Start

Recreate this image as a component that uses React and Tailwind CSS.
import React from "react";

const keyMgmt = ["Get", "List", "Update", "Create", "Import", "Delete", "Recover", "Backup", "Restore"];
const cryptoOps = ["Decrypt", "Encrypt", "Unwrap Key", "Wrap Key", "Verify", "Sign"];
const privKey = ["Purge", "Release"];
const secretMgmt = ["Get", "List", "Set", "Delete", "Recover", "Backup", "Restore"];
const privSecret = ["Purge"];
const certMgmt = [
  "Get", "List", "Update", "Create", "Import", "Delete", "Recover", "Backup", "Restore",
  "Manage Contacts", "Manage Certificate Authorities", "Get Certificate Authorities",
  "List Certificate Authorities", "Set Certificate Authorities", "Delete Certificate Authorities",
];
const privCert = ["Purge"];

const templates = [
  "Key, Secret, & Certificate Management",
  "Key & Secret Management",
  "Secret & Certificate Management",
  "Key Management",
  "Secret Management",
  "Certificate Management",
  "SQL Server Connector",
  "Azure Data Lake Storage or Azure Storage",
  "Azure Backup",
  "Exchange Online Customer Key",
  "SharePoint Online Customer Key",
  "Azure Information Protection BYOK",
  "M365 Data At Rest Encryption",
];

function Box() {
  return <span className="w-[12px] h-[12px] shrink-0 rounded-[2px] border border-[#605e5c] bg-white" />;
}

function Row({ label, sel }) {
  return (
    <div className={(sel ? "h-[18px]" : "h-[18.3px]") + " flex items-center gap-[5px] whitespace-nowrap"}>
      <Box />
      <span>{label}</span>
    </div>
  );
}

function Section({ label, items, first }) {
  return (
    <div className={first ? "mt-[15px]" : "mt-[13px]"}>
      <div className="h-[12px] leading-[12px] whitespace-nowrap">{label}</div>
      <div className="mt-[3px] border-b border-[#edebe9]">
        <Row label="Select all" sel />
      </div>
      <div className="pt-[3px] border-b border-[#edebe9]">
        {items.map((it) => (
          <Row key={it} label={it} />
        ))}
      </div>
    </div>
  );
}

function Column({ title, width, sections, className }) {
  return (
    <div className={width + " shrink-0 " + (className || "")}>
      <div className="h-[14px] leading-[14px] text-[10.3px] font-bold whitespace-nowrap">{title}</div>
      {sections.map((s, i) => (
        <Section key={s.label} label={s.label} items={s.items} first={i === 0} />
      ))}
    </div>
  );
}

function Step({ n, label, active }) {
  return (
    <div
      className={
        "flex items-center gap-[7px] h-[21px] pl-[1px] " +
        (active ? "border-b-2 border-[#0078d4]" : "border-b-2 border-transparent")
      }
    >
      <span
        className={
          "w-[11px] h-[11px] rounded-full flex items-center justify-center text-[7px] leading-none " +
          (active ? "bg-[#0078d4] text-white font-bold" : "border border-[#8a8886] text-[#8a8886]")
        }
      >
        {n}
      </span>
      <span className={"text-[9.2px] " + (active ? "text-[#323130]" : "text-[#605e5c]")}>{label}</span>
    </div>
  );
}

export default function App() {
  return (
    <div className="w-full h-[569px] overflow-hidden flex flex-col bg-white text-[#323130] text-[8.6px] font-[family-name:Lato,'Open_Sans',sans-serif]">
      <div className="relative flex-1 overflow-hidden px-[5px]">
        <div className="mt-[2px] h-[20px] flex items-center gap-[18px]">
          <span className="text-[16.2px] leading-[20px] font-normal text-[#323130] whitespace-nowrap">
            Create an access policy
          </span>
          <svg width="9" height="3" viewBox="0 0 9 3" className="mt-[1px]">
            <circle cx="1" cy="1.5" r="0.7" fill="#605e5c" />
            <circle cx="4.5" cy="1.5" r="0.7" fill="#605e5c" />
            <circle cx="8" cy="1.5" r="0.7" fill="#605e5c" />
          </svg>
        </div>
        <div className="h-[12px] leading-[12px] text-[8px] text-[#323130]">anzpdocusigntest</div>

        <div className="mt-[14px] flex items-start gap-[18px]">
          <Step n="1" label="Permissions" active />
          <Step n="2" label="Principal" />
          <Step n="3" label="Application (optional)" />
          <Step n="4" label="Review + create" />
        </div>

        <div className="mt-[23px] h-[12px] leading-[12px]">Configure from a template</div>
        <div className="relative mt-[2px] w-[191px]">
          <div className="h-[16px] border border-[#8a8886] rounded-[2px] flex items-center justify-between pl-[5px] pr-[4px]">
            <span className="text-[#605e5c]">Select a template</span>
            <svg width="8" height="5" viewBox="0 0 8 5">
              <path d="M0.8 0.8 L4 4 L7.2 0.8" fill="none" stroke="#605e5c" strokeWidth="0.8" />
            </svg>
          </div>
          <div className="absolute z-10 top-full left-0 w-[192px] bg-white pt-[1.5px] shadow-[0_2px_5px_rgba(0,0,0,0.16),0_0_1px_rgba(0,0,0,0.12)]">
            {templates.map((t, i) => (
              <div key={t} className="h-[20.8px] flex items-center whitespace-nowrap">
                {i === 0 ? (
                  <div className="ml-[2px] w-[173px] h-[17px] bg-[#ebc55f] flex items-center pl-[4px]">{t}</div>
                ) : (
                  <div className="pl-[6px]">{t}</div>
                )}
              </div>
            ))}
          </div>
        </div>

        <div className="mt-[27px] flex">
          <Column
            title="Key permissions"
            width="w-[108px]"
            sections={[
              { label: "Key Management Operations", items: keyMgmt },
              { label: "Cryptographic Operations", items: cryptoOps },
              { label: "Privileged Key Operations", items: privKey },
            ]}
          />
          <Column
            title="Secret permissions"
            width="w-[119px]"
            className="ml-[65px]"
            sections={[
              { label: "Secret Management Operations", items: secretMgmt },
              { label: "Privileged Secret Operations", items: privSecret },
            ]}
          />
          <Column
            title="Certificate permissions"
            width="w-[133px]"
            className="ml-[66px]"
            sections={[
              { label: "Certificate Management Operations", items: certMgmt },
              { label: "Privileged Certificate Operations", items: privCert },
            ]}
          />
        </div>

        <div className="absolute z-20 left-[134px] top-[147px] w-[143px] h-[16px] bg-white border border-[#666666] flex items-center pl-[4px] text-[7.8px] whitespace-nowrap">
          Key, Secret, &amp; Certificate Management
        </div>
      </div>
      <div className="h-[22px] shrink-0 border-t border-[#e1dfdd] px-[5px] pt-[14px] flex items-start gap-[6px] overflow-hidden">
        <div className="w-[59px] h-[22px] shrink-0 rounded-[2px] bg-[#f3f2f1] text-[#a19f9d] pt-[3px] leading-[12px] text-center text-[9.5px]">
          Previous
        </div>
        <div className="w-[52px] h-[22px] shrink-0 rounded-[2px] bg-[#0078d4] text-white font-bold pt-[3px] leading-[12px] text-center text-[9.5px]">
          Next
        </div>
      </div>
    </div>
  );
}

End

**PROMPT**
Return the material exactly as it stands.

**SOLUTION**
Recreate this image as a component that uses React and Tailwind CSS.
import React from "react";

const keyMgmt = ["Get", "List", "Update", "Create", "Import", "Delete", "Recover", "Backup", "Restore"];
const cryptoOps = ["Decrypt", "Encrypt", "Unwrap Key", "Wrap Key", "Verify", "Sign"];
const privKey = ["Purge", "Release"];
const secretMgmt = ["Get", "List", "Set", "Delete", "Recover", "Backup", "Restore"];
const privSecret = ["Purge"];
const certMgmt = [
  "Get", "List", "Update", "Create", "Import", "Delete", "Recover", "Backup", "Restore",
  "Manage Contacts", "Manage Certificate Authorities", "Get Certificate Authorities",
  "List Certificate Authorities", "Set Certificate Authorities", "Delete Certificate Authorities",
];
const privCert = ["Purge"];

const templates = [
  "Key, Secret, & Certificate Management",
  "Key & Secret Management",
  "Secret & Certificate Management",
  "Key Management",
  "Secret Management",
  "Certificate Management",
  "SQL Server Connector",
  "Azure Data Lake Storage or Azure Storage",
  "Azure Backup",
  "Exchange Online Customer Key",
  "SharePoint Online Customer Key",
  "Azure Information Protection BYOK",
  "M365 Data At Rest Encryption",
];

function Box() {
  return <span className="w-[12px] h-[12px] shrink-0 rounded-[2px] border border-[#605e5c] bg-white" />;
}

function Row({ label, sel }) {
  return (
    <div className={(sel ? "h-[18px]" : "h-[18.3px]") + " flex items-center gap-[5px] whitespace-nowrap"}>
      <Box />
      <span>{label}</span>
    </div>
  );
}

function Section({ label, items, first }) {
  return (
    <div className={first ? "mt-[15px]" : "mt-[13px]"}>
      <div className="h-[12px] leading-[12px] whitespace-nowrap">{label}</div>
      <div className="mt-[3px] border-b border-[#edebe9]">
        <Row label="Select all" sel />
      </div>
      <div className="pt-[3px] border-b border-[#edebe9]">
        {items.map((it) => (
          <Row key={it} label={it} />
        ))}
      </div>
    </div>
  );
}

function Column({ title, width, sections, className }) {
  return (
    <div className={width + " shrink-0 " + (className || "")}>
      <div className="h-[14px] leading-[14px] text-[10.3px] font-bold whitespace-nowrap">{title}</div>
      {sections.map((s, i) => (
        <Section key={s.label} label={s.label} items={s.items} first={i === 0} />
      ))}
    </div>
  );
}

function Step({ n, label, active }) {
  return (
    <div
      className={
        "flex items-center gap-[7px] h-[21px] pl-[1px] " +
        (active ? "border-b-2 border-[#0078d4]" : "border-b-2 border-transparent")
      }
    >
      <span
        className={
          "w-[11px] h-[11px] rounded-full flex items-center justify-center text-[7px] leading-none " +
          (active ? "bg-[#0078d4] text-white font-bold" : "border border-[#8a8886] text-[#8a8886]")
        }
      >
        {n}
      </span>
      <span className={"text-[9.2px] " + (active ? "text-[#323130]" : "text-[#605e5c]")}>{label}</span>
    </div>
  );
}

export default function App() {
  return (
    <div className="w-full h-[569px] overflow-hidden flex flex-col bg-white text-[#323130] text-[8.6px] font-[family-name:Lato,'Open_Sans',sans-serif]">
      <div className="relative flex-1 overflow-hidden px-[5px]">
        <div className="mt-[2px] h-[20px] flex items-center gap-[18px]">
          <span className="text-[16.2px] leading-[20px] font-normal text-[#323130] whitespace-nowrap">
            Create an access policy
          </span>
          <svg width="9" height="3" viewBox="0 0 9 3" className="mt-[1px]">
            <circle cx="1" cy="1.5" r="0.7" fill="#605e5c" />
            <circle cx="4.5" cy="1.5" r="0.7" fill="#605e5c" />
            <circle cx="8" cy="1.5" r="0.7" fill="#605e5c" />
          </svg>
        </div>
        <div className="h-[12px] leading-[12px] text-[8px] text-[#323130]">anzpdocusigntest</div>

        <div className="mt-[14px] flex items-start gap-[18px]">
          <Step n="1" label="Permissions" active />
          <Step n="2" label="Principal" />
          <Step n="3" label="Application (optional)" />
          <Step n="4" label="Review + create" />
        </div>

        <div className="mt-[23px] h-[12px] leading-[12px]">Configure from a template</div>
        <div className="relative mt-[2px] w-[191px]">
          <div className="h-[16px] border border-[#8a8886] rounded-[2px] flex items-center justify-between pl-[5px] pr-[4px]">
            <span className="text-[#605e5c]">Select a template</span>
            <svg width="8" height="5" viewBox="0 0 8 5">
              <path d="M0.8 0.8 L4 4 L7.2 0.8" fill="none" stroke="#605e5c" strokeWidth="0.8" />
            </svg>
          </div>
          <div className="absolute z-10 top-full left-0 w-[192px] bg-white pt-[1.5px] shadow-[0_2px_5px_rgba(0,0,0,0.16),0_0_1px_rgba(0,0,0,0.12)]">
            {templates.map((t, i) => (
              <div key={t} className="h-[20.8px] flex items-center whitespace-nowrap">
                {i === 0 ? (
                  <div className="ml-[2px] w-[173px] h-[17px] bg-[#ebc55f] flex items-center pl-[4px]">{t}</div>
                ) : (
                  <div className="pl-[6px]">{t}</div>
                )}
              </div>
            ))}
          </div>
        </div>

        <div className="mt-[27px] flex">
          <Column
            title="Key permissions"
            width="w-[108px]"
            sections={[
              { label: "Key Management Operations", items: keyMgmt },
              { label: "Cryptographic Operations", items: cryptoOps },
              { label: "Privileged Key Operations", items: privKey },
            ]}
          />
          <Column
            title="Secret permissions"
            width="w-[119px]"
            className="ml-[65px]"
            sections={[
              { label: "Secret Management Operations", items: secretMgmt },
              { label: "Privileged Secret Operations", items: privSecret },
            ]}
          />
          <Column
            title="Certificate permissions"
            width="w-[133px]"
            className="ml-[66px]"
            sections={[
              { label: "Certificate Management Operations", items: certMgmt },
              { label: "Privileged Certificate Operations", items: privCert },
            ]}
          />
        </div>

        <div className="absolute z-20 left-[134px] top-[147px] w-[143px] h-[16px] bg-white border border-[#666666] flex items-center pl-[4px] text-[7.8px] whitespace-nowrap">
          Key, Secret, &amp; Certificate Management
        </div>
      </div>
      <div className="h-[22px] shrink-0 border-t border-[#e1dfdd] px-[5px] pt-[14px] flex items-start gap-[6px] overflow-hidden">
        <div className="w-[59px] h-[22px] shrink-0 rounded-[2px] bg-[#f3f2f1] text-[#a19f9d] pt-[3px] leading-[12px] text-center text-[9.5px]">
          Previous
        </div>
        <div className="w-[52px] h-[22px] shrink-0 rounded-[2px] bg-[#0078d4] text-white font-bold pt-[3px] leading-[12px] text-center text-[9.5px]">
          Next
        </div>
      </div>
    </div>
  );
}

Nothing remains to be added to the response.